What is needed: Quote, line for line, the entries from the first through the one containing "import React from 'react';". Pictures are left out.

Dataset entries:
^^^^^^^^^^^^^^^^

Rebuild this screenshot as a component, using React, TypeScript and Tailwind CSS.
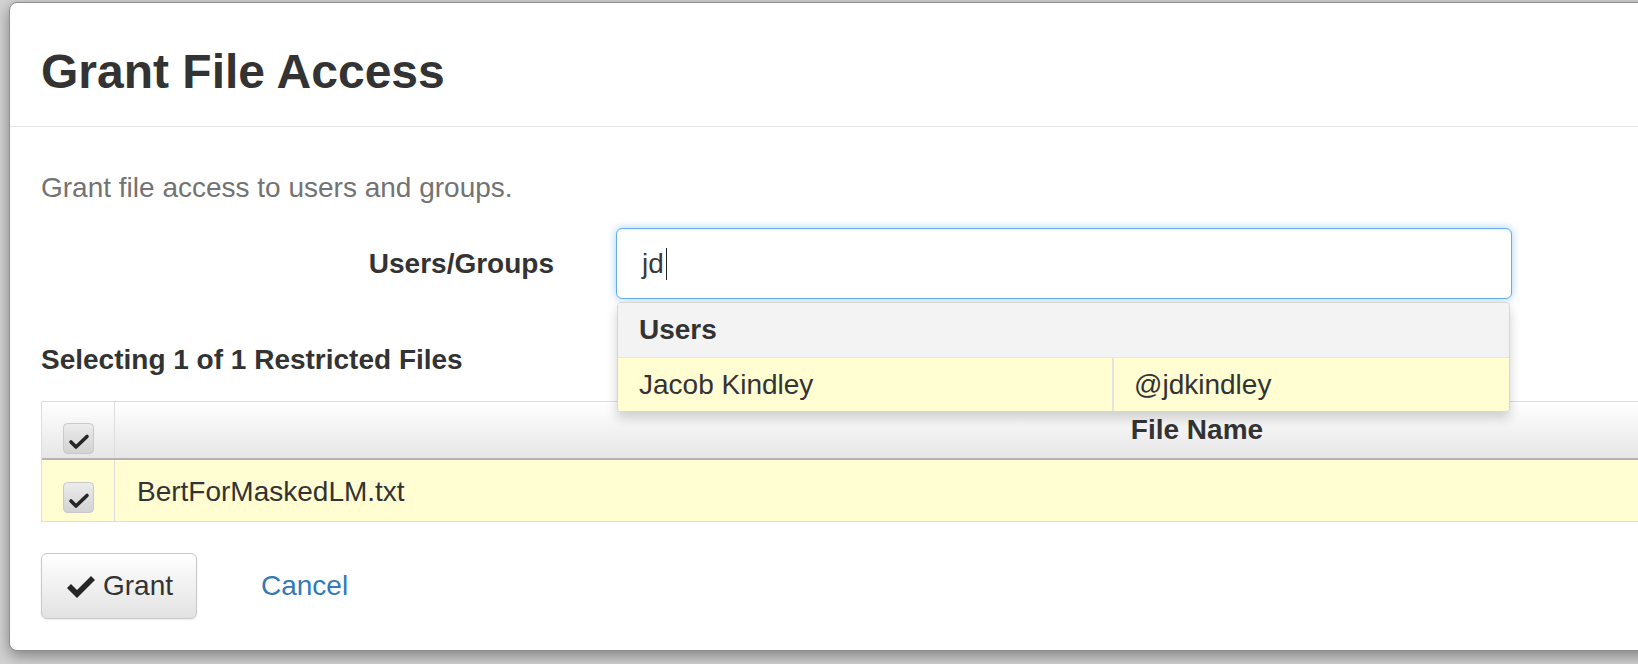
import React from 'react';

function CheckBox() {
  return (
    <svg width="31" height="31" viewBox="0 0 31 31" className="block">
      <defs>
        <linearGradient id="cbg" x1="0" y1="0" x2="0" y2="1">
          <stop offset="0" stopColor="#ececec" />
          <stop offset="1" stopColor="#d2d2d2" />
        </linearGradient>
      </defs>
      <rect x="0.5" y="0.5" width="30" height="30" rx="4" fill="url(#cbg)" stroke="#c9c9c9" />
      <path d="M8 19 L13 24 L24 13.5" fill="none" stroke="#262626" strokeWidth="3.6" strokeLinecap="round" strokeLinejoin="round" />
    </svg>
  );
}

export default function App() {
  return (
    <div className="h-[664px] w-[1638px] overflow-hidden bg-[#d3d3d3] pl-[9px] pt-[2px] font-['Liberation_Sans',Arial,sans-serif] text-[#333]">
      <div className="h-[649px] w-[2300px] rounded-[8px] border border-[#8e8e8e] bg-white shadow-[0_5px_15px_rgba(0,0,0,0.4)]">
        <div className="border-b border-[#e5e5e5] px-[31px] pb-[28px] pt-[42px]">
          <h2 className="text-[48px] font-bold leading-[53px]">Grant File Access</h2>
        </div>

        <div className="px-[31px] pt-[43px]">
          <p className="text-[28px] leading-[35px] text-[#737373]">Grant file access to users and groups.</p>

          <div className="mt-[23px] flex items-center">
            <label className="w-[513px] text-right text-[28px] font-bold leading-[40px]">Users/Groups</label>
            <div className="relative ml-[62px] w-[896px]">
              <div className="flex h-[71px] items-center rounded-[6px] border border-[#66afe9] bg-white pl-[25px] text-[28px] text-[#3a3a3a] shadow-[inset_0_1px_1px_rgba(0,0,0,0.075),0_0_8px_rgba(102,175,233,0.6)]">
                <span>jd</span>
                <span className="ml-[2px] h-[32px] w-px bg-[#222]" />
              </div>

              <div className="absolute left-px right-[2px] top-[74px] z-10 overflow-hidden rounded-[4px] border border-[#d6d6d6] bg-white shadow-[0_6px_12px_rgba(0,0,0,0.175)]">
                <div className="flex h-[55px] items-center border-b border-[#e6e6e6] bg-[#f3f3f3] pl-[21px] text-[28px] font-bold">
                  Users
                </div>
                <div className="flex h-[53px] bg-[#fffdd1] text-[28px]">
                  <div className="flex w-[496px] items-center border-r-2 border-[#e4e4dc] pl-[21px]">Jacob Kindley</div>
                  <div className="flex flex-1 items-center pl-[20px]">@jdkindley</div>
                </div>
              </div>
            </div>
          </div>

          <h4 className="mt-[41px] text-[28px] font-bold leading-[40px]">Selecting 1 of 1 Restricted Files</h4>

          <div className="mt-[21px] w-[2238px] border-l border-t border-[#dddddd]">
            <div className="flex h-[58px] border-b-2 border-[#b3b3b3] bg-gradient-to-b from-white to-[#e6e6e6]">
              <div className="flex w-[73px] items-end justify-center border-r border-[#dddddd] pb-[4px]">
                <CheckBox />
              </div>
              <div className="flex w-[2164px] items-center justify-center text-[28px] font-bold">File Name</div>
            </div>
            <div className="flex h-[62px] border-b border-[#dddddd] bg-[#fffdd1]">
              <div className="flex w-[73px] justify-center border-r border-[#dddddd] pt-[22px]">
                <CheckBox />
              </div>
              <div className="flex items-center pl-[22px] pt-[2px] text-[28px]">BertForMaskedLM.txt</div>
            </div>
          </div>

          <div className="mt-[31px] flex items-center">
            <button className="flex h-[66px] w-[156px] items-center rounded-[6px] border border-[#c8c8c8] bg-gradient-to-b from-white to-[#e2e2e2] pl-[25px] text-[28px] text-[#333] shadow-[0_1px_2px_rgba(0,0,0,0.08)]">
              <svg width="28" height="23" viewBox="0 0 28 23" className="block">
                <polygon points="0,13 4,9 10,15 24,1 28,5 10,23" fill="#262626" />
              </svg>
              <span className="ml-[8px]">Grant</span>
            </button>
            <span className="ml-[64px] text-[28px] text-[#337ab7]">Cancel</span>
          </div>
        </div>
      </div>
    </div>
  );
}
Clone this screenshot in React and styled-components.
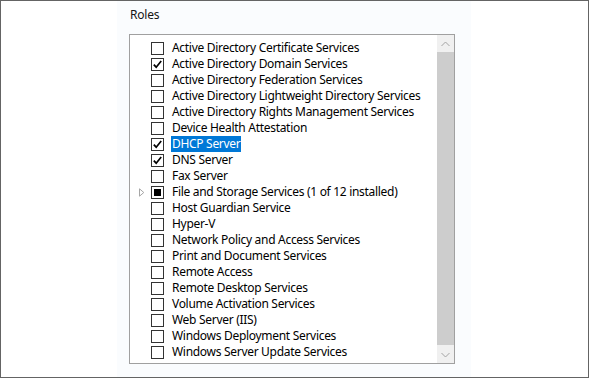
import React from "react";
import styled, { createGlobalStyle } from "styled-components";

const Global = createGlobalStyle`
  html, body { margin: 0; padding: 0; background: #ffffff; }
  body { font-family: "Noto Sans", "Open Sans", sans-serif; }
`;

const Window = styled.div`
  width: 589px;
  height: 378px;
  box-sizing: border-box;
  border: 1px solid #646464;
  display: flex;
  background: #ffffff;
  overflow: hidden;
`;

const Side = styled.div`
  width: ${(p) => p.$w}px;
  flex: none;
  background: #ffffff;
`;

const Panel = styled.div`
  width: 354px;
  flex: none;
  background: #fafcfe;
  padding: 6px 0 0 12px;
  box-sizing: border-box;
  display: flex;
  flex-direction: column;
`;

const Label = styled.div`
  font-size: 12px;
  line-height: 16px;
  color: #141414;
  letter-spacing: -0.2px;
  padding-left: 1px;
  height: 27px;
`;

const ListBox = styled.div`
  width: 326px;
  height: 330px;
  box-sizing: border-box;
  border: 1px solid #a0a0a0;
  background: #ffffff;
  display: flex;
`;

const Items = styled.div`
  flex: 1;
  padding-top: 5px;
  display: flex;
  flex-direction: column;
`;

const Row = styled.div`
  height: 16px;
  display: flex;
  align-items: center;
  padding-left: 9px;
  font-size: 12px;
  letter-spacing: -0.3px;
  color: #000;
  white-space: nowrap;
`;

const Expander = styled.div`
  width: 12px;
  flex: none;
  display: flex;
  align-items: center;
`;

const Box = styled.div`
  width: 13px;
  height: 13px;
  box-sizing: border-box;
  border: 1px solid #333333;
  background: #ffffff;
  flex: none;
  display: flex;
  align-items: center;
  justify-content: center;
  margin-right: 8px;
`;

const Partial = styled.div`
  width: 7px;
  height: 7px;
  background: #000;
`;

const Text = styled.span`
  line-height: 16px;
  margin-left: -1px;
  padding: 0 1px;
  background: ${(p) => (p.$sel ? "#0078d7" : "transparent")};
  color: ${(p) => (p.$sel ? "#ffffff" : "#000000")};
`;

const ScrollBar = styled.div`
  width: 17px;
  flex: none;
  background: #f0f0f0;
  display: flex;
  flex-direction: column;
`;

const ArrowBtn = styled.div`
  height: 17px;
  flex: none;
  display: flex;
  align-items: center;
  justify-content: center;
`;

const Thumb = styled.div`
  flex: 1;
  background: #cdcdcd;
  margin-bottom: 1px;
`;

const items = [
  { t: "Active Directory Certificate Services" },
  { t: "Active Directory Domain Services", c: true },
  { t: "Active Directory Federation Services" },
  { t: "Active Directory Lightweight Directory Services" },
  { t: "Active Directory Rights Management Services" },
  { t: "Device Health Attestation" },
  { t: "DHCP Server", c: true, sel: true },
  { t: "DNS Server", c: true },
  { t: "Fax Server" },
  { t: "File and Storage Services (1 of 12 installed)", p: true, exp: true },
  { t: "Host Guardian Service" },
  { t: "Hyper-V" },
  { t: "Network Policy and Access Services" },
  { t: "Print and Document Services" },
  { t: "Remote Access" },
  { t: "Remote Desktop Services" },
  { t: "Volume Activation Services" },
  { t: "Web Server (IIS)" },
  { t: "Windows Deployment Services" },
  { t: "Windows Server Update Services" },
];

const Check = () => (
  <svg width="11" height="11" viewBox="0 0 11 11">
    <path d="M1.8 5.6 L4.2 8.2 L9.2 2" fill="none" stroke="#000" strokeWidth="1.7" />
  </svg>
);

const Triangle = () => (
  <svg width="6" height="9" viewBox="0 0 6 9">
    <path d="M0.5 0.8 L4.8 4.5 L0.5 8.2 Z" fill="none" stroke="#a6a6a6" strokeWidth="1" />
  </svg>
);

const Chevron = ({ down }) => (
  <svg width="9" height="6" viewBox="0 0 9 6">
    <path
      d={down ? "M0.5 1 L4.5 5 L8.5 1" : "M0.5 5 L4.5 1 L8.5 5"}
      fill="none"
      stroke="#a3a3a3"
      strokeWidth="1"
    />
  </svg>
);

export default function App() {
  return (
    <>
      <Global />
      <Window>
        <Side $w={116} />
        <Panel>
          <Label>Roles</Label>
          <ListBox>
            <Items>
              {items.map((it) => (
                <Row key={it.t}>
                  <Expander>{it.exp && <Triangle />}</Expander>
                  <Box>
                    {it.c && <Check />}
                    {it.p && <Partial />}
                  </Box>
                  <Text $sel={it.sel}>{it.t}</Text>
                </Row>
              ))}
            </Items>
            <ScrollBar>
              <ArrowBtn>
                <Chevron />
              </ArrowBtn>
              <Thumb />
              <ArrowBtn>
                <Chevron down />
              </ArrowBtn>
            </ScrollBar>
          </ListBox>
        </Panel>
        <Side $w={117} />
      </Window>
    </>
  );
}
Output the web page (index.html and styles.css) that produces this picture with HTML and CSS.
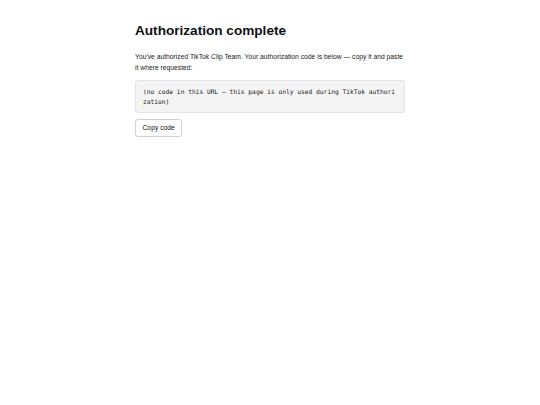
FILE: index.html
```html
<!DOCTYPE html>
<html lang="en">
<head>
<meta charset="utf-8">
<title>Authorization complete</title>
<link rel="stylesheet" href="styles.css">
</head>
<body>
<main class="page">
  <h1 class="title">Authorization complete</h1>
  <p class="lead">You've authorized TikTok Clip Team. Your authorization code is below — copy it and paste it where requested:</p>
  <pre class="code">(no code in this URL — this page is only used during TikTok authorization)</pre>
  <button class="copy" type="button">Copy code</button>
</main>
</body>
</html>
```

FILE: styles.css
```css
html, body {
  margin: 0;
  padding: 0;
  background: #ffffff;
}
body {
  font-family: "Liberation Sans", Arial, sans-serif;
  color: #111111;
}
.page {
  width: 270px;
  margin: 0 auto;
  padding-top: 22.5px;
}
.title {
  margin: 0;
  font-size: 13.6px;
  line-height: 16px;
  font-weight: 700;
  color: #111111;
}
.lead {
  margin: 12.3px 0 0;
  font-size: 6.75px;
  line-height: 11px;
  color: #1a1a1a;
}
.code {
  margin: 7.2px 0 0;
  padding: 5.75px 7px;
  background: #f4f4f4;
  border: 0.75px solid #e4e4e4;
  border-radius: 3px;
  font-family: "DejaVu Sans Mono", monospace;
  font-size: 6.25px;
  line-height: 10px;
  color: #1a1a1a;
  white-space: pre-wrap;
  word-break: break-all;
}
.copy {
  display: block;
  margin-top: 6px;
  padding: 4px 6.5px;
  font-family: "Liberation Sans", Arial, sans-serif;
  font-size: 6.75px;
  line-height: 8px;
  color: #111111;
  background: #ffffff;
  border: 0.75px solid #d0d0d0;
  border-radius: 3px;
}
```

^^^^^^^^^^^^^^^^

Solution to the exercise:
Rebuild this screenshot as a component, using React, TypeScript and Tailwind CSS.
import React from 'react';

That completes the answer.